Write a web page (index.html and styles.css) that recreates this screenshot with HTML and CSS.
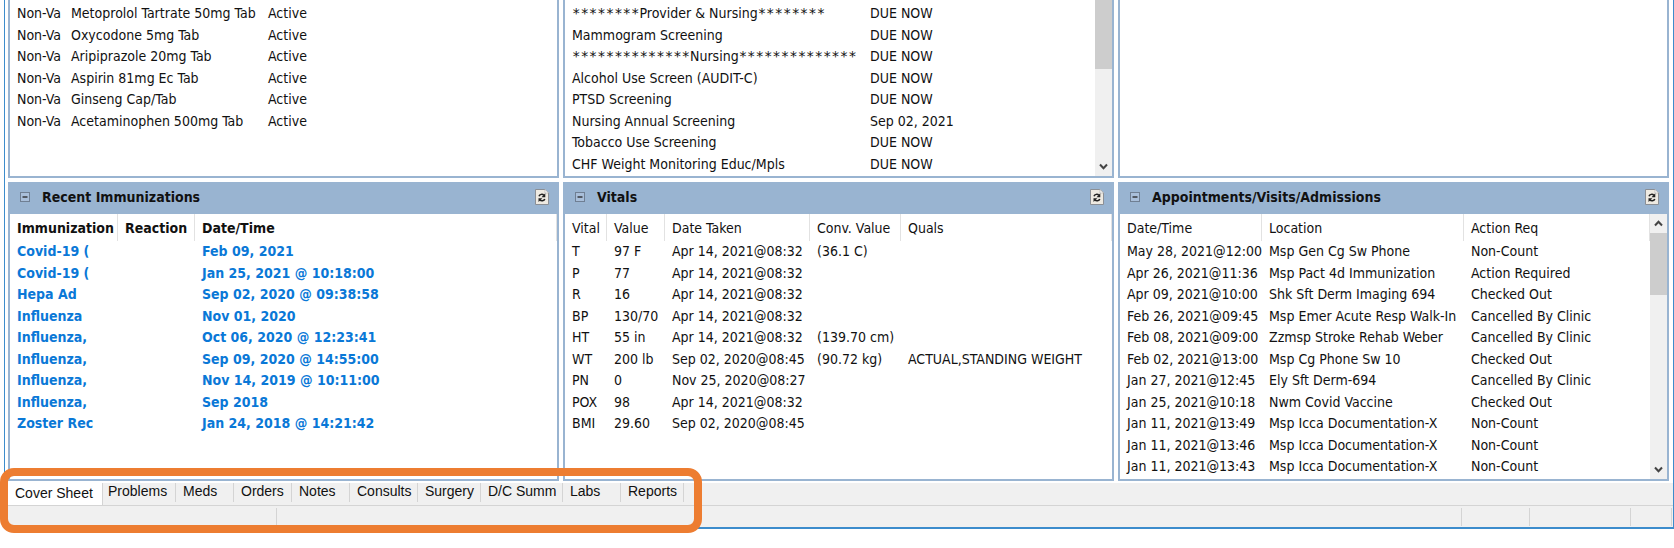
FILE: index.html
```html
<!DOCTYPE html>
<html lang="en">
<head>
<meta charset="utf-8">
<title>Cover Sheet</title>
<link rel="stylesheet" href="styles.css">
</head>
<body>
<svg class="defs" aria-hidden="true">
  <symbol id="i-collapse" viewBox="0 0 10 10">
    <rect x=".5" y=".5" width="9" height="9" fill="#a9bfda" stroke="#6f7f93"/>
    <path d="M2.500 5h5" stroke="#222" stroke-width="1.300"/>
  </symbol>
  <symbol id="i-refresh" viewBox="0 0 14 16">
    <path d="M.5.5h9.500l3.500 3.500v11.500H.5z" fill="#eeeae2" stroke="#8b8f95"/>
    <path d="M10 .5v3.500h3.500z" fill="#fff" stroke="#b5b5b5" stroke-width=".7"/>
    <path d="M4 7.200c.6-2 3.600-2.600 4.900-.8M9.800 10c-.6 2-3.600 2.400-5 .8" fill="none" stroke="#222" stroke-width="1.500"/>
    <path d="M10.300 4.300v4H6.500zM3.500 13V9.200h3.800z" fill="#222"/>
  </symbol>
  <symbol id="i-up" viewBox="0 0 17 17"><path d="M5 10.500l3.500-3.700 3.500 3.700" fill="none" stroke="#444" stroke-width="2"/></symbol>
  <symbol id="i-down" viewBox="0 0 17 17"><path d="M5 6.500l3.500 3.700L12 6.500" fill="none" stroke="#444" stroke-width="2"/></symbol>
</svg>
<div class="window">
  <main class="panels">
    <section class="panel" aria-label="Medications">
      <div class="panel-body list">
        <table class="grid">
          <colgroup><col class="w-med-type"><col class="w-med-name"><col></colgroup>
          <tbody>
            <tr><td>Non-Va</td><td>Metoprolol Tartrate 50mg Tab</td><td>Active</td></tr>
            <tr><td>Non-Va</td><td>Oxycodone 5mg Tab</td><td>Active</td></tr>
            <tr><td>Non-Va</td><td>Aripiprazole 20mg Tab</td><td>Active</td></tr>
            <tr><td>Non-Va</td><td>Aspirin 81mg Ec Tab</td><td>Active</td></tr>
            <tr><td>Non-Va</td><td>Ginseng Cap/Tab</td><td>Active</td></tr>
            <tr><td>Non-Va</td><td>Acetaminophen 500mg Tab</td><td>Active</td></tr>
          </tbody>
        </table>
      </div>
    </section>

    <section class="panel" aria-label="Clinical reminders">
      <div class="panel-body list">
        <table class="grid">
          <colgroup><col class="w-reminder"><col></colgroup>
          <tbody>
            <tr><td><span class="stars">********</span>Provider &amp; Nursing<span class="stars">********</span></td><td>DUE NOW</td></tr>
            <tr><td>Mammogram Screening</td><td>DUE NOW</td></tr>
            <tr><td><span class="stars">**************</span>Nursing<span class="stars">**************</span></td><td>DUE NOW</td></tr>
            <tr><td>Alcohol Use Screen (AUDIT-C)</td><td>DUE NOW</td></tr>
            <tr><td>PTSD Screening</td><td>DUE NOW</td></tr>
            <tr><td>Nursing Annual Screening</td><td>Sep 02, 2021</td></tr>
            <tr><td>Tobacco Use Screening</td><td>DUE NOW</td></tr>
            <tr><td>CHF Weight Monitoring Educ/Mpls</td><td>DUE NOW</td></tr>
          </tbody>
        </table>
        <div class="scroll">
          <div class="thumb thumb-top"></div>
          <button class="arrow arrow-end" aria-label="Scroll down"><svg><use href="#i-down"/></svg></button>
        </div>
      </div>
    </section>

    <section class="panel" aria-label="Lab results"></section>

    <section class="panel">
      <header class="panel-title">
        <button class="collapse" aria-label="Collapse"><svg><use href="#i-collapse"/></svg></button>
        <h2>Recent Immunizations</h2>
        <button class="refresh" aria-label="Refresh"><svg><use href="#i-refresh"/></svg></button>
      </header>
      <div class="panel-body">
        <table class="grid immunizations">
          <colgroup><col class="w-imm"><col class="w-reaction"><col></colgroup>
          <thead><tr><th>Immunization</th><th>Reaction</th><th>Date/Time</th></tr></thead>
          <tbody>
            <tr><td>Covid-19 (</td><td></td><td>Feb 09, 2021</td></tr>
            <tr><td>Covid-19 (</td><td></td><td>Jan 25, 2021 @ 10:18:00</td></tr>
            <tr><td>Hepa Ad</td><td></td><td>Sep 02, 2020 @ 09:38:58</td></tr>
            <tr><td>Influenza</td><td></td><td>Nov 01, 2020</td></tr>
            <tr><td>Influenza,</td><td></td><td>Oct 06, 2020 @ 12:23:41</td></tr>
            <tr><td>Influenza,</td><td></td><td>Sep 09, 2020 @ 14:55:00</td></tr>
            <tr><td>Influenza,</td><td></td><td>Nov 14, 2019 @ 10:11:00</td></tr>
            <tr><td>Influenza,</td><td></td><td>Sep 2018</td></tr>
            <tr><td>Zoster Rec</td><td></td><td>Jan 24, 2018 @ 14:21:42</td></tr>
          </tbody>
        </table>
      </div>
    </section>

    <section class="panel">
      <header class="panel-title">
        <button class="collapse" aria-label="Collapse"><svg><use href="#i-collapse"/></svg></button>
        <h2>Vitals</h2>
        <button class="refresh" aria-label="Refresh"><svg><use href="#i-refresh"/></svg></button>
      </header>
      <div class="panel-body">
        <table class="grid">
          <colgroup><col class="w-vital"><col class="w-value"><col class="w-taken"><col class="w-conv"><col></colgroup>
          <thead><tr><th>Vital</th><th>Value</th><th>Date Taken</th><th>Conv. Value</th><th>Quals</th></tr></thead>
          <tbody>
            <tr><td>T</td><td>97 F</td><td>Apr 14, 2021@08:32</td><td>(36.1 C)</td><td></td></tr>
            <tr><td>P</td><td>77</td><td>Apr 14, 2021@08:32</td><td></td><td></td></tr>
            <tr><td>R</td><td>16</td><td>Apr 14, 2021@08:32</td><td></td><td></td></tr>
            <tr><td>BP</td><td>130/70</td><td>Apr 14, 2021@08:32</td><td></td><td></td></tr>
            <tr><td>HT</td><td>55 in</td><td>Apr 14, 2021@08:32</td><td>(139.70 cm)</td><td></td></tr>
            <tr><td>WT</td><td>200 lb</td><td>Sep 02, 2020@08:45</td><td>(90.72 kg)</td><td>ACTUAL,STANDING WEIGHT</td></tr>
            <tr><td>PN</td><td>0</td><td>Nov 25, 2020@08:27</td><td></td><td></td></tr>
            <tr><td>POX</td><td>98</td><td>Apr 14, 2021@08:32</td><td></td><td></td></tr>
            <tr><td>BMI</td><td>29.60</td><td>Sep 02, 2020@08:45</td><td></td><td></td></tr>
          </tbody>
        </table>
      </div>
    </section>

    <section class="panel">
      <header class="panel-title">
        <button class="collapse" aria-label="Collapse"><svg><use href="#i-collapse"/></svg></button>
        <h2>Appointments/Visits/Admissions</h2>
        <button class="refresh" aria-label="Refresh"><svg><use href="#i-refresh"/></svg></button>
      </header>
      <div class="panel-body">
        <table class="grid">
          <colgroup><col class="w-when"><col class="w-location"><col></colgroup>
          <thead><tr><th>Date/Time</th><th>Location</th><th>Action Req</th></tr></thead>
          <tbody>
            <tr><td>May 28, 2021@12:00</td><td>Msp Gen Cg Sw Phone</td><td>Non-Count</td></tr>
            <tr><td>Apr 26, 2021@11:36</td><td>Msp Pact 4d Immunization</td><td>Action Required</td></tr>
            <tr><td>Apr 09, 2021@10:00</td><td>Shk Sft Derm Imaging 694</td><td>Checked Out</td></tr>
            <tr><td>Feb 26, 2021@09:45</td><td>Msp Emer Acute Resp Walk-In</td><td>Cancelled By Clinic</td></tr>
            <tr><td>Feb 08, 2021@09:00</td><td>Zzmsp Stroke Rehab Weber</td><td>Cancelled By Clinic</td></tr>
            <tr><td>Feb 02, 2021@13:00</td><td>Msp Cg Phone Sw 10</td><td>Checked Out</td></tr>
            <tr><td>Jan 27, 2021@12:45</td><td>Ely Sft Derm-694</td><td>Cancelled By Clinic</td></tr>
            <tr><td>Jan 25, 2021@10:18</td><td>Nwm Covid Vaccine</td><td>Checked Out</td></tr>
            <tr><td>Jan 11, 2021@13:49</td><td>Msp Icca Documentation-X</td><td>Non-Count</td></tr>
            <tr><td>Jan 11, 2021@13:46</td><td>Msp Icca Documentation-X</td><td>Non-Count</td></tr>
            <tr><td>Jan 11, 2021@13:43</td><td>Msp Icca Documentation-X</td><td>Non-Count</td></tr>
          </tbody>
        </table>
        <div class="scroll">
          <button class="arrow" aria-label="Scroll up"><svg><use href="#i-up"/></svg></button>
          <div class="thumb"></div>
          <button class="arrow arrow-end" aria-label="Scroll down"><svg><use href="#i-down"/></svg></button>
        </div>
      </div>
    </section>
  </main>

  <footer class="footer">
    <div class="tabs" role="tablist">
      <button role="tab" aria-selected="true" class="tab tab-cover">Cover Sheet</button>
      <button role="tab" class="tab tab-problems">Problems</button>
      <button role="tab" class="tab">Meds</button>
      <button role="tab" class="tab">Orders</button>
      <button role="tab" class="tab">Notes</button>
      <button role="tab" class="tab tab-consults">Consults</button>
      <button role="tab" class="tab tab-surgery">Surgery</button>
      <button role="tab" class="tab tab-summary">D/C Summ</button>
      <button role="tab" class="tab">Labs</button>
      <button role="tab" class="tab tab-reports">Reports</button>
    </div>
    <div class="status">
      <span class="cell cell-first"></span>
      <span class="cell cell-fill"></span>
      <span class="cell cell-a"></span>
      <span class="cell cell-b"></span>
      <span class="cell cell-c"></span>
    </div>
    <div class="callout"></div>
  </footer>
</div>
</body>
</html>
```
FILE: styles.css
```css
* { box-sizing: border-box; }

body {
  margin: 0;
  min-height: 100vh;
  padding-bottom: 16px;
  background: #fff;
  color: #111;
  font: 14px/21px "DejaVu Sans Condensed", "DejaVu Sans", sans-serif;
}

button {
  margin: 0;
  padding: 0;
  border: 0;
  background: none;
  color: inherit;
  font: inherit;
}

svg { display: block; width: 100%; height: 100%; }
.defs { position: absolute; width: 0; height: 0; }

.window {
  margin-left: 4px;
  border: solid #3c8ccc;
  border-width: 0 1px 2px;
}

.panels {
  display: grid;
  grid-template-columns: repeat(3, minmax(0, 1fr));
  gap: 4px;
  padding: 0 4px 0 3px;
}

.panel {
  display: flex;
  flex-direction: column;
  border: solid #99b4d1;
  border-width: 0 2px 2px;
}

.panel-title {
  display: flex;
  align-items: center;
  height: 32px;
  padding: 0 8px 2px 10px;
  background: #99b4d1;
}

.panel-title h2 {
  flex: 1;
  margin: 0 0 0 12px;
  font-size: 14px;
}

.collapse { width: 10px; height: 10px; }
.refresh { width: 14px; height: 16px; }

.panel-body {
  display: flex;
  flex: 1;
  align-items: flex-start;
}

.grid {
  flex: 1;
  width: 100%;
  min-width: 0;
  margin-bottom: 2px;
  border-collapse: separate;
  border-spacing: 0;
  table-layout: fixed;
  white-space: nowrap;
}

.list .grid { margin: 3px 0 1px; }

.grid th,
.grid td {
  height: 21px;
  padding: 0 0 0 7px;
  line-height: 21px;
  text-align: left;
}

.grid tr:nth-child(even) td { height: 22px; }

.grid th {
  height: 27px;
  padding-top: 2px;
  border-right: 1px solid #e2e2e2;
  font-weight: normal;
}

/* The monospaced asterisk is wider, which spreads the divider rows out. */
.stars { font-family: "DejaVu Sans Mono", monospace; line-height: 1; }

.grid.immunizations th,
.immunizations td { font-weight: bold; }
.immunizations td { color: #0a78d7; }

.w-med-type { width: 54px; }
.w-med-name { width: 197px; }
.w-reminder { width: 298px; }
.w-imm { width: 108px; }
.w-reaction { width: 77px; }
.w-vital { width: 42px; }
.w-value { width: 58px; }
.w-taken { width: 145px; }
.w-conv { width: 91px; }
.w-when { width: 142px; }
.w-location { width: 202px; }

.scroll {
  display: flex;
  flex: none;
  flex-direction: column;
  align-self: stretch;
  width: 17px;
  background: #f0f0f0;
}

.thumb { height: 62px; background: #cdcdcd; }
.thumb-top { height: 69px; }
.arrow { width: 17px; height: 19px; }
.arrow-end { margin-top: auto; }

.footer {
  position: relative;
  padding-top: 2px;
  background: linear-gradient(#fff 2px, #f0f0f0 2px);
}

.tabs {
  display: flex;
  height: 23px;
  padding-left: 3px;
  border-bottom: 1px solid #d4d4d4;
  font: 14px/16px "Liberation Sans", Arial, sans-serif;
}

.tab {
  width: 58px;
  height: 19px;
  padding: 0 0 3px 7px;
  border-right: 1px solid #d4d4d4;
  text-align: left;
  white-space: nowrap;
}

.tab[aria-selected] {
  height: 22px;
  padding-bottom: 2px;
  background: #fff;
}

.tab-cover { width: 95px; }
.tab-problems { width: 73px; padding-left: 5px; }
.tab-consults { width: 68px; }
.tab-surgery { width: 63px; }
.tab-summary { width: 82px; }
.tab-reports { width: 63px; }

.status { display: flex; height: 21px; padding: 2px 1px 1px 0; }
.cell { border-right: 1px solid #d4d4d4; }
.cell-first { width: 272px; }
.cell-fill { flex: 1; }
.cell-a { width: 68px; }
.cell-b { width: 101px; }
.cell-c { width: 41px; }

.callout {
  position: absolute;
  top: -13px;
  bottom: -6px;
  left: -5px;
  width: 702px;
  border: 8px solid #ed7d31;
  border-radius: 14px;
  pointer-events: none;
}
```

────────────────────

▶ Problem description
Select all lines in the listing that include the word "styles".

▶ Solution
Write a web page (index.html and styles.css) that recreates this screenshot with HTML and CSS.
<link rel="stylesheet" href="styles.css">
FILE: styles.css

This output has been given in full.